While this was all rather inconvenient for white households, it was black households who bore the brunt, with wives and mothers being in jail. Male ANC leaders insisted that the Women’s League should be more careful and not join the demonstrations. The mass support of ‘ordinary’ women that the Black Sash and FEDSAW had bargained for did not materialise, and though meetings were held on the steps of the Johannesburg City Hall, the momentum of the anti-pass law demonstrations could not be sustained. The actions of FEDSAW and the Sophiatown women had merely succeeded in delaying the introduction of passbooks.

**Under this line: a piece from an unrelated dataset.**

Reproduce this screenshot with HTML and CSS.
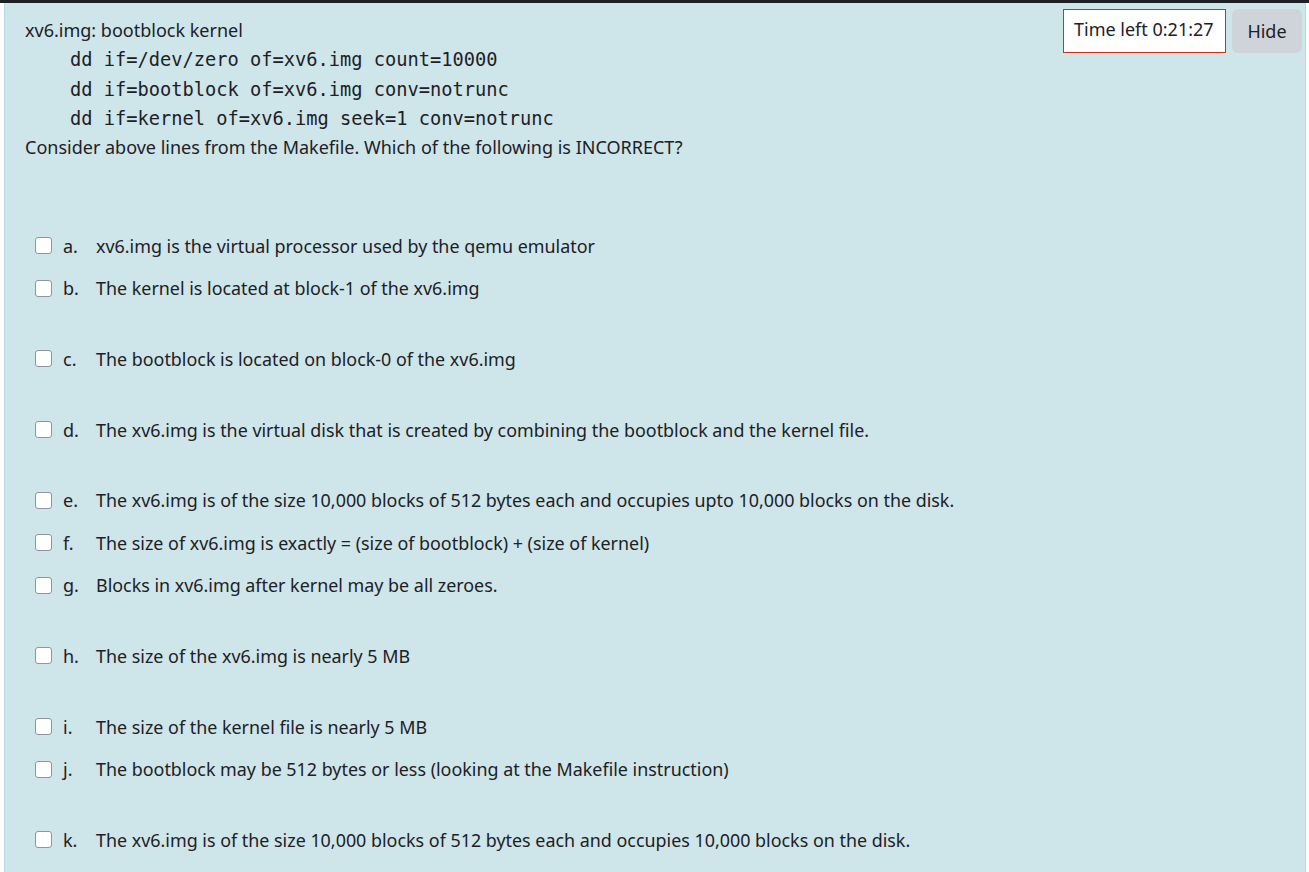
FILE: index.html
```html
<!DOCTYPE html>
<html>
<head>
<meta charset="utf-8">
<link rel="stylesheet" href="styles.css">
</head>
<body>
<div class="topbar"></div>
<div class="page">
  <div class="panel">
    <div class="qtext">
      <div class="line">xv6.img: bootblock kernel</div>
      <div class="line mono">dd if=/dev/zero of=xv6.img count=10000</div>
      <div class="line mono">dd if=bootblock of=xv6.img conv=notrunc</div>
      <div class="line mono">dd if=kernel of=xv6.img seek=1 conv=notrunc</div>
      <div class="line">Consider above lines from the Makefile. Which of the following is INCORRECT?</div>
    </div>
    <div class="answers">
      <div class="opt"><span class="box"></span><span class="let">a.</span><span class="txt">xv6.img is the virtual processor used by the qemu emulator</span></div>
      <div class="opt gap"><span class="box"></span><span class="let">b.</span><span class="txt">The kernel is located at block-1 of the xv6.img</span></div>
      <div class="opt gap"><span class="box"></span><span class="let">c.</span><span class="txt">The bootblock is located on block-0 of the xv6.img</span></div>
      <div class="opt gap"><span class="box"></span><span class="let">d.</span><span class="txt">The xv6.img is the virtual disk that is created by combining the bootblock and the kernel file.</span></div>
      <div class="opt"><span class="box"></span><span class="let">e.</span><span class="txt">The xv6.img is of the size 10,000 blocks of 512 bytes each and occupies upto 10,000 blocks on the disk.</span></div>
      <div class="opt"><span class="box"></span><span class="let">f.</span><span class="txt">The size of xv6.img is exactly = (size of bootblock) + (size of kernel)</span></div>
      <div class="opt gap"><span class="box"></span><span class="let">g.</span><span class="txt">Blocks in xv6.img after kernel may be all zeroes.</span></div>
      <div class="opt gap"><span class="box"></span><span class="let">h.</span><span class="txt">The size of the xv6.img is nearly 5 MB</span></div>
      <div class="opt"><span class="box"></span><span class="let">i.</span><span class="txt">The size of the kernel file is nearly 5 MB</span></div>
      <div class="opt gap"><span class="box"></span><span class="let">j.</span><span class="txt">The bootblock may be 512 bytes or less (looking at the Makefile instruction)</span></div>
      <div class="opt"><span class="box"></span><span class="let">k.</span><span class="txt">The xv6.img is of the size 10,000 blocks of 512 bytes each and occupies 10,000 blocks on the disk.</span></div>
    </div>
  </div>
  <div class="timerwrap">
    <div class="timer">Time left 0:21:27</div>
    <button class="hide">Hide</button>
  </div>
</div>
</body>
</html>
```
FILE: styles.css
```css
html, body {
  margin: 0;
  padding: 0;
  background: #ffffff;
}
body {
  font-family: "Noto Sans", "Open Sans", sans-serif;
  font-size: 18px;
  color: #1d2125;
  height: 872px;
  overflow: hidden;
}
.topbar {
  height: 3px;
  background: #1d2125;
}
.page {
  position: relative;
  padding-left: 4px;
  padding-right: 3px;
  height: 869px;
}
.panel {
  background: #cee5ea;
  border-left: 1px solid #b4dbe2;
  border-right: 1px solid #b4dbe2;
  height: 100%;
  padding: 13px 20px 0 20px;
  box-sizing: border-box;
}
.line {
  height: 29.3px;
  line-height: 29.3px;
  white-space: nowrap;
}
.mono {
  font-family: "DejaVu Sans Mono", monospace;
  font-size: 18.7px;
  padding-left: 45px;
}
.answers {
  margin-top: 62px;
  padding-left: 10px;
}
.opt {
  display: flex;
  align-items: center;
  height: 42.5px;
  white-space: nowrap;
}
.opt.gap {
  margin-bottom: 28.2px;
}
.box {
  width: 15px;
  height: 15px;
  border: 1px solid #8f959e;
  border-radius: 3px;
  background: #fff;
  flex: none;
}
.let {
  margin-left: 11px;
  width: 33px;
}
.txt {
  font-size: 17.9px;
}
.timerwrap {
  position: absolute;
  top: 6px;
  right: 7px;
  display: flex;
  gap: 6px;
}
.timer {
  height: 42px;
  width: 161px;
  box-sizing: content-box;
  border: 1px solid #ca3120;
  background: #fff;
  padding: 0;
  text-indent: 10px;
  line-height: 38px;
  font-size: 18px;
  white-space: nowrap;
}
.hide {
  height: 44px;
  width: 70px;
  border: none;
  border-radius: 6px;
  background: #ced4da;
  color: #1d2125;
  font-family: "Noto Sans", "Open Sans", sans-serif;
  font-size: 18px;
  padding: 0;
  margin: 0;
}
```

At the end of 1958 the government announced that 1 300 000 passbooks had already been issued to about half of all adult black women in the country. The Native Labour laws of 1959 explicitly determined that all black women in paid employment should be registered in the same way as men, thereby making it a criminal offence for both employer and employee if the black woman worker did not have a passbook. This law led to a major shift in official policy regarding black women in towns and city areas. To safeguard themselves against arrest, women without passbooks had to obtain written permission to be in a specific area.40
Protesting was not yet over, however. The following year, many women supported the ‘potato boycott’ which was aimed at exposing the exploitation of farmworkers in the eastern Transvaal. In Natal, about 20 000 women rose up against poor working conditions, ‘striking fear and alarm in the white farming communities in Natal’.41 Rural women in particular realised that the passbook system might make it impossible for them to escape their oppressive circumstances. As Walker explains:
[W]omen in the reserves were in fact caught in the pincers of a policy whose aims and results were in themselves contradictory. By trying to maintain the traditional, tribal political and economic structures but manipulate them to their own ends, the government was undermining them. Women’s position in the resulting system was ambiguous, their status and self-image ambivalent – subordinate, junior, yet burdened with responsibilities and a de facto authority not sanctioned by society.42
Many black women already in cities managed to remain there, mainly because of the need for domestic workers who were by now very much part of white South Africa’s lifestyle. Twenty years after the pass protests, 60% of white households had domestic workers – mainly black women. A 1980 study by PA Erasmus revealed the extent to which white households employed domestic workers. The sample number of 2 356 employers lived in ‘white areas’ that included towns, cities and farms. According to Erasmus, 31% had a full-time black domestic worker in their employment while 28% had a part-time worker. About 25% of these women stayed on the premises. Only 10.4% of the households employed a black man full-time, and these were mostly gardeners. In only one out of ten households did a black man sleep on the premises. Although the study focused on whites, Erasmus found that many urban coloured and Indian families also employed black domestic workers.43
Nomahobe Cecilia Magadlela left the Eastern Cape for Johannesburg when ‘Soweto was already over’ – that is, after 1976 – and by this time she was already in possession of a passbook. At first, Cecilia told me, she stayed with a friend in Alexandra township:
Anna fetched me at the station; she was working at a flat in Randburg. I found a live-in job at number 31 Fifth Avenue in Parktown North. That is where I met London; he was my neighbour, also live-in next door. Rachel was born in July 1984. He paid five cows at R1 000 each to my family. We moved to Marie and Doug’s place, Klein Geluk, in 1986; London had worked for Marie from 1969.
It was in 1988 that Nomahobe Cecilia Magadlela started her weekly job with me – two years after the hated pass laws were repealed on 23 July 1986.